Dampak Global: Lesunya Permintaan dari China dan Ketidakpastian Geopolitik
Salah satu faktor utama yang mendorong krisis Burberry adalah menurunnya permintaan dari pasar China, yang selama ini menjadi salah satu penopang utama industri fesyen mewah dunia. Konsumen kelas atas di negara tersebut menunjukkan kecenderungan menahan belanja, baik karena faktor ekonomi domestik yang melambat maupun ketidakpastian geopolitik yang membuat pasar global lebih hati-hati.
Burberry, yang selama ini sangat bergantung pada pasar Asia, kini dihadapkan pada tantangan untuk melakukan diversifikasi pasar serta penyesuaian strategi bisnis agar tidak terlalu rentan terhadap satu wilayah saja.
Di samping itu, Schulman juga menyinggung bahwa perkembangan kondisi geopolitik dunia ikut memperburuk ketidakpastian ekonomi global. Ketegangan internasional, fluktuasi mata uang, serta kebijakan proteksionis beberapa negara memberi dampak signifikan terhadap mobilitas perdagangan dan distribusi produk fesyen global.
Apa yang Bisa Dipelajari dari Kasus Burberry?
Kasus yang dialami Burberry merupakan cerminan dari kondisi nyata sektor fesyen mewah global saat ini. Di balik kilau runway dan kampanye iklan eksklusif, terdapat tantangan besar yang berkaitan dengan perubahan pola konsumsi, tren pasar yang dinamis, dan tekanan ekonomi makro yang semakin kompleks.

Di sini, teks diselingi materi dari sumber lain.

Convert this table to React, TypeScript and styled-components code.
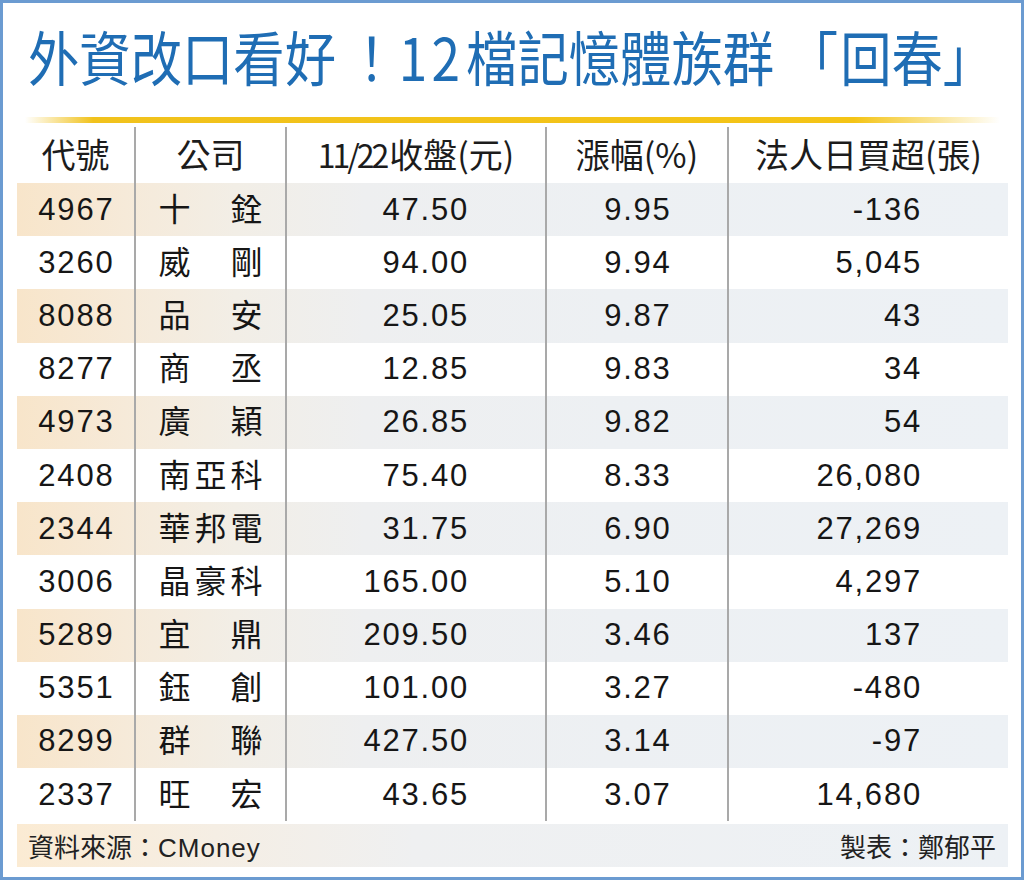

Perusahaan sekelas Burberry pun tidak kebal terhadap tekanan ini. Bahkan merek besar pun perlu terus berinovasi, merespon tren dengan cepat, serta mengelola risiko keuangan dan SDM dengan cermat.
PHK massal memang bukan solusi jangka panjang yang ideal, namun dalam beberapa kondisi ekstrem, langkah ini dianggap sebagai jalan untuk menjaga stabilitas perusahaan. Yang menjadi tantangan adalah bagaimana perusahaan bisa bangkit kembali dengan reformasi strategi yang lebih adaptif, efisien, dan berorientasi pada keberlanjutan.